● Aim of the task: Copy each line exactly. Drop every picture.

■ ■ ■ ■

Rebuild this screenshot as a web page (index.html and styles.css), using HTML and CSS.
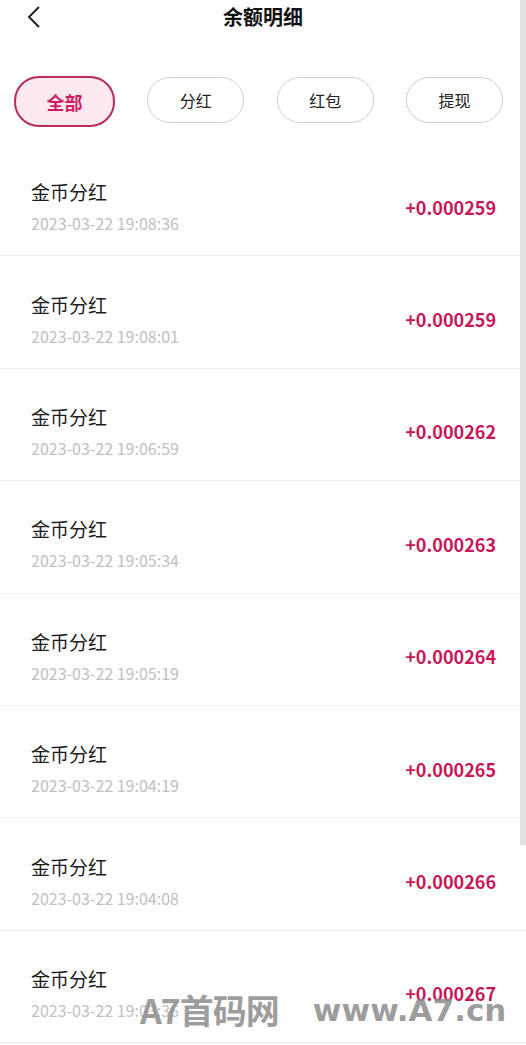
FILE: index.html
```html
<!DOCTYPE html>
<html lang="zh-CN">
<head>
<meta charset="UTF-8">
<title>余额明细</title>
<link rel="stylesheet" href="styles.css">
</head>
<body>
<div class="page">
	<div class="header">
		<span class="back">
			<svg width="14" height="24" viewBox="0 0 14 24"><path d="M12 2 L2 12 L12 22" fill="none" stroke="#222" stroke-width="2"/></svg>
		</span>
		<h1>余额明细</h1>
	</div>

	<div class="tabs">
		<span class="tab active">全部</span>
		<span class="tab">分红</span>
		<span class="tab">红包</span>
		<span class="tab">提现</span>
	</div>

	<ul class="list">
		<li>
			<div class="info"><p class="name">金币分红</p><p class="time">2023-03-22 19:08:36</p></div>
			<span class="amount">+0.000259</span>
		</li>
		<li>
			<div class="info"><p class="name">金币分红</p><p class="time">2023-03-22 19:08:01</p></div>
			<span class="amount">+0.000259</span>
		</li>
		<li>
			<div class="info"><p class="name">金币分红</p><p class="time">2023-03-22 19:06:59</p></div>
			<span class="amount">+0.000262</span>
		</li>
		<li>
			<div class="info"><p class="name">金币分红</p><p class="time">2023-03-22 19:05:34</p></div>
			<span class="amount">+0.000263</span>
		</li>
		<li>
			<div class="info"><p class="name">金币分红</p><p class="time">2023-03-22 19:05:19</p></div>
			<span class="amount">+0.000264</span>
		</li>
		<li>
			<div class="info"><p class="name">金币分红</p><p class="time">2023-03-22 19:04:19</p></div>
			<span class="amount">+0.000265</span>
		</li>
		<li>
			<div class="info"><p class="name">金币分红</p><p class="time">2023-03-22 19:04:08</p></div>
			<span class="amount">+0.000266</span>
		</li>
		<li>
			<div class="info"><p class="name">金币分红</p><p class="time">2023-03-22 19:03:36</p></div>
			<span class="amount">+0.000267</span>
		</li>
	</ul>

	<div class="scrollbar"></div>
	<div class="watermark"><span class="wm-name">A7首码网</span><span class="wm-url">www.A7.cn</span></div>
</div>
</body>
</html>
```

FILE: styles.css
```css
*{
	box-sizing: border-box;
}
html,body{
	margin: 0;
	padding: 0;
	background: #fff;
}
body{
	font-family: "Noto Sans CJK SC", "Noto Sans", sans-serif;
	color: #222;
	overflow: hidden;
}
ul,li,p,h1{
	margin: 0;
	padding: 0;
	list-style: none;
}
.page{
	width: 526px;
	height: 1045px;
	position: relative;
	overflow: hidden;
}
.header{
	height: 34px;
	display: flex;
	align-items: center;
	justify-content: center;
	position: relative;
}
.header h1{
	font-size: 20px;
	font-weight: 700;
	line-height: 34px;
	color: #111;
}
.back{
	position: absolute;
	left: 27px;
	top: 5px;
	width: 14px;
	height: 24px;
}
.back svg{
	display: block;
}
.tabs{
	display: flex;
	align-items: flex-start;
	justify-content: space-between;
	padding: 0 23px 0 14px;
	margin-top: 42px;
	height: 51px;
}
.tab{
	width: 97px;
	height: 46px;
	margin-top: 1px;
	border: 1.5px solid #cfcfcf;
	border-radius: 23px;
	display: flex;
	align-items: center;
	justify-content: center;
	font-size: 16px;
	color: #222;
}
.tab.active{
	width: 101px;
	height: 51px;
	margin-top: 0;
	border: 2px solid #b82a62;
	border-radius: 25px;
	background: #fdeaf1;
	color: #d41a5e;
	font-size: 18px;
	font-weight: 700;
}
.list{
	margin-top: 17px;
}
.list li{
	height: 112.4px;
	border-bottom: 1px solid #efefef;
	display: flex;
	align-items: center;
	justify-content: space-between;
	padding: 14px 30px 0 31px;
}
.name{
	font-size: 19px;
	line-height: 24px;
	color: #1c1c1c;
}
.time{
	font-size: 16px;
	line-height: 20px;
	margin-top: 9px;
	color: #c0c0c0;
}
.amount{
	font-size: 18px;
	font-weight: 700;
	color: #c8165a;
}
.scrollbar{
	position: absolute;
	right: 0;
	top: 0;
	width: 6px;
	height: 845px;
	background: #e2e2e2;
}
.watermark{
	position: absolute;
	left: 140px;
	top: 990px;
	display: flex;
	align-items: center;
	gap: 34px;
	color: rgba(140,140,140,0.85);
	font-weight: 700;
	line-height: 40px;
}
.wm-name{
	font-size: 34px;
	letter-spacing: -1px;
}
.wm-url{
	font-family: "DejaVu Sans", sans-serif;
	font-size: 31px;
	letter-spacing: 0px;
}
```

■ ■ ■ ■

● Answer to this exercise:
Rebuild this screenshot as a web page (index.html and styles.css), using HTML and CSS.
FILE: index.html
```html
<!DOCTYPE html>
<html lang="zh-CN">
<head>
<meta charset="UTF-8">
<title>余额明细</title>
<link rel="stylesheet" href="styles.css">
</head>
<body>
<div class="page">
	<div class="header">
		<span class="back">
			<svg width="14" height="24" viewBox="0 0 14 24"><path d="M12 2 L2 12 L12 22" fill="none" stroke="#222" stroke-width="2"/></svg>
		</span>
		<h1>余额明细</h1>
	</div>

	<div class="tabs">
		<span class="tab active">全部</span>
		<span class="tab">分红</span>
		<span class="tab">红包</span>
		<span class="tab">提现</span>
	</div>

	<ul class="list">
		<li>
			<div class="info"><p class="name">金币分红</p><p class="time">2023-03-22 19:08:36</p></div>
			<span class="amount">+0.000259</span>
		</li>
		<li>
			<div class="info"><p class="name">金币分红</p><p class="time">2023-03-22 19:08:01</p></div>
			<span class="amount">+0.000259</span>
		</li>
		<li>
			<div class="info"><p class="name">金币分红</p><p class="time">2023-03-22 19:06:59</p></div>
			<span class="amount">+0.000262</span>
		</li>
		<li>
			<div class="info"><p class="name">金币分红</p><p class="time">2023-03-22 19:05:34</p></div>
			<span class="amount">+0.000263</span>
		</li>
		<li>
			<div class="info"><p class="name">金币分红</p><p class="time">2023-03-22 19:05:19</p></div>
			<span class="amount">+0.000264</span>
		</li>
		<li>
			<div class="info"><p class="name">金币分红</p><p class="time">2023-03-22 19:04:19</p></div>
			<span class="amount">+0.000265</span>
		</li>
		<li>
			<div class="info"><p class="name">金币分红</p><p class="time">2023-03-22 19:04:08</p></div>
			<span class="amount">+0.000266</span>
		</li>
		<li>
			<div class="info"><p class="name">金币分红</p><p class="time">2023-03-22 19:03:36</p></div>
			<span class="amount">+0.000267</span>
		</li>
	</ul>

	<div class="scrollbar"></div>
	<div class="watermark"><span class="wm-name">A7首码网</span><span class="wm-url">www.A7.cn</span></div>
</div>
</body>
</html>
```

FILE: styles.css
```css
*{
	box-sizing: border-box;
}
html,body{
	margin: 0;
	padding: 0;
	background: #fff;
}
body{
	font-family: "Noto Sans CJK SC", "Noto Sans", sans-serif;
	color: #222;
	overflow: hidden;
}
ul,li,p,h1{
	margin: 0;
	padding: 0;
	list-style: none;
}
.page{
	width: 526px;
	height: 1045px;
	position: relative;
	overflow: hidden;
}
.header{
	height: 34px;
	display: flex;
	align-items: center;
	justify-content: center;
	position: relative;
}
.header h1{
	font-size: 20px;
	font-weight: 700;
	line-height: 34px;
	color: #111;
}
.back{
	position: absolute;
	left: 27px;
	top: 5px;
	width: 14px;
	height: 24px;
}
.back svg{
	display: block;
}
.tabs{
	display: flex;
	align-items: flex-start;
	justify-content: space-between;
	padding: 0 23px 0 14px;
	margin-top: 42px;
	height: 51px;
}
.tab{
	width: 97px;
	height: 46px;
	margin-top: 1px;
	border: 1.5px solid #cfcfcf;
	border-radius: 23px;
	display: flex;
	align-items: center;
	justify-content: center;
	font-size: 16px;
	color: #222;
}
.tab.active{
	width: 101px;
	height: 51px;
	margin-top: 0;
	border: 2px solid #b82a62;
	border-radius: 25px;
	background: #fdeaf1;
	color: #d41a5e;
	font-size: 18px;
	font-weight: 700;
}
.list{
	margin-top: 17px;
}
.list li{
	height: 112.4px;
	border-bottom: 1px solid #efefef;
	display: flex;
	align-items: center;
	justify-content: space-between;
	padding: 14px 30px 0 31px;
}
.name{
	font-size: 19px;
	line-height: 24px;
	color: #1c1c1c;
}
.time{
	font-size: 16px;
	line-height: 20px;
	margin-top: 9px;
	color: #c0c0c0;
}
.amount{
	font-size: 18px;
	font-weight: 700;
	color: #c8165a;
}
.scrollbar{
	position: absolute;
	right: 0;
	top: 0;
	width: 6px;
	height: 845px;
	background: #e2e2e2;
}
.watermark{
	position: absolute;
	left: 140px;
	top: 990px;
	display: flex;
	align-items: center;
	gap: 34px;
	color: rgba(140,140,140,0.85);
	font-weight: 700;
	line-height: 40px;
}
.wm-name{
	font-size: 34px;
	letter-spacing: -1px;
}
.wm-url{
	font-family: "DejaVu Sans", sans-serif;
	font-size: 31px;
	letter-spacing: 0px;
}
```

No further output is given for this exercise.